Saya percaya kalau Allah Azza wa Jalla begitu memuliakan wanita, khususnya istri Pak Dadang. Beliau diembani tugas yang sulit sebagai istri dan juga ibu dari anak-anaknya. Insya Allah, ada hadiah besar kalo Ibu bisa menyelesaikan ujian ini dengan baik ya, Bu. Saya banyak belajar dari Ibu, menjadi wanita harus kuat, seperti yang Ayah saya selalu pesankan.

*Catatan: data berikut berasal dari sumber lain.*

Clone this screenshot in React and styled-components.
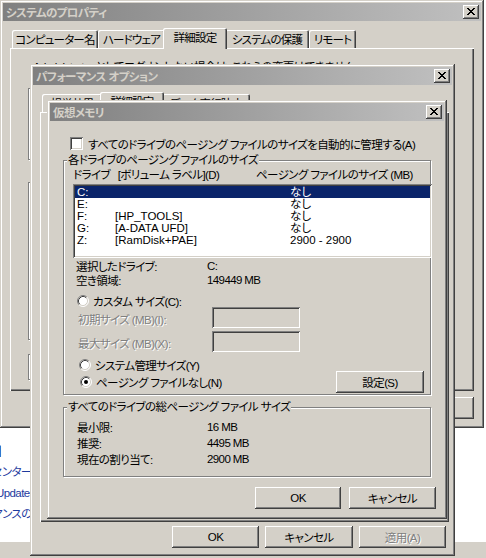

“Bapak tuh susah kalo harus berhenti merokok dan minum kopi,” canda istri Pak Dadang sambil menyenggol bahu suaminya. Aiih mesranya. Tawa renyah membuncah ke seisi ruang tamu.

Wah, saya juga susah tuh, Bu, mengontrol minum kopi. Dipelototin sebesar apapun sama Ayah, tetep weh itu sumber penyakit asam lambung saya minum hehehe. Harus jadi pelajaran, Nis. Ulah ngopi wae maneh teh ah!

“Si kakak pernah menawarkan biaya pengobatan Bapak biar dia yang bantu bayar asalkan Bapak berhenti merokok. Ibu bilang, ‘Jangan keras-keras gitu. Biar Bapak pelan-pelan berhenti merokok, jangan langsung gitu’. Kan, Ibu nggak mau rasa sayangnya Bapak ke Ibu berkurang karena dipaksa berhenti merokok dan ngopi. Jadi sekarang kalo Bapak mau ngopi harus bikin sendiri, Ibu nggak mau bikinin. Biar Bapak rasain sendiri akibat Bapak sering ngopi. Orang mau sembuh kan harus dari diri sendiri dulu.”

Bagaimana rasanya berada di posisi Ibu? Sulit. Banget. Serba salah. Tapi tetap cinta. Harus sabar segede Gunung Salak, kalo kata Mama saya. Harus belajar bersabar nih saya biar siap menghadapi kehidupan di masa mendatang kalo masih diizinkan hidup bersuami insya Allah. Semoga saya bisa memosisikan diri sebaik-baiknya, aamiin.

Pak Dadang angkat suara, “Memang susah banget lepas dari rokok itu. Saya pernah coba berhenti. Tapi tengah malam saya keliling cari warung buat beli rokok. Nikotin memang bikin candu. Gimana pakai narkoba? Jangan sampai deh kena narkoba. Bahaya. Mudah-mudahan Bapak bisa berhenti merokok dan ngopi. Tapi kalo berhenti makan asinan, kayaknya nggak bisa. Asinan Ibu paling enak. Yang di Sukasari mah lewat. Enakan yang di sini,” pujinya.

Ibu merona. “Ih Bapak mah merayu aja.”

“Lho, kalo bukan suaminya yang bilang enak, siapa lagi?”

Hahaha, mereka romantis sekali. Semoga makin berkah ya hubungan beliau berdua. Mesra-mesraan kalau sudah halal kan menambah pahala. Keluhan Bapak dan curhatan Ibu tentang penyakit jantung sudah menguap entah kemana. Hari semakin siang dan saya harus kembali ke kampus, kembali ke rutinitas penelitian yang … yang … hehehe. Ditawari makan siang dulu di rumah Pak Dadang. Nah lho. Tapi nggak enak ah, udah makan lumayan banyak di rumah Bapak hehe.

“Meskipun sibuk penelitian, tetap makan harus teratur. Jangan mentang-mentang bentar lagi beres atau lagi asyik pengamatan, eh lupa makan, sakit deh. Kan sayang. Apalagi kalo sakitnya lama. Penelitian malah nggak keurus. Lalu harus mengulang. Sayang waktu banyak terbuang. Bilangin ke adik-adik kelasmu yang mau penelitian, ya,” begitu pesan Pak Dadang.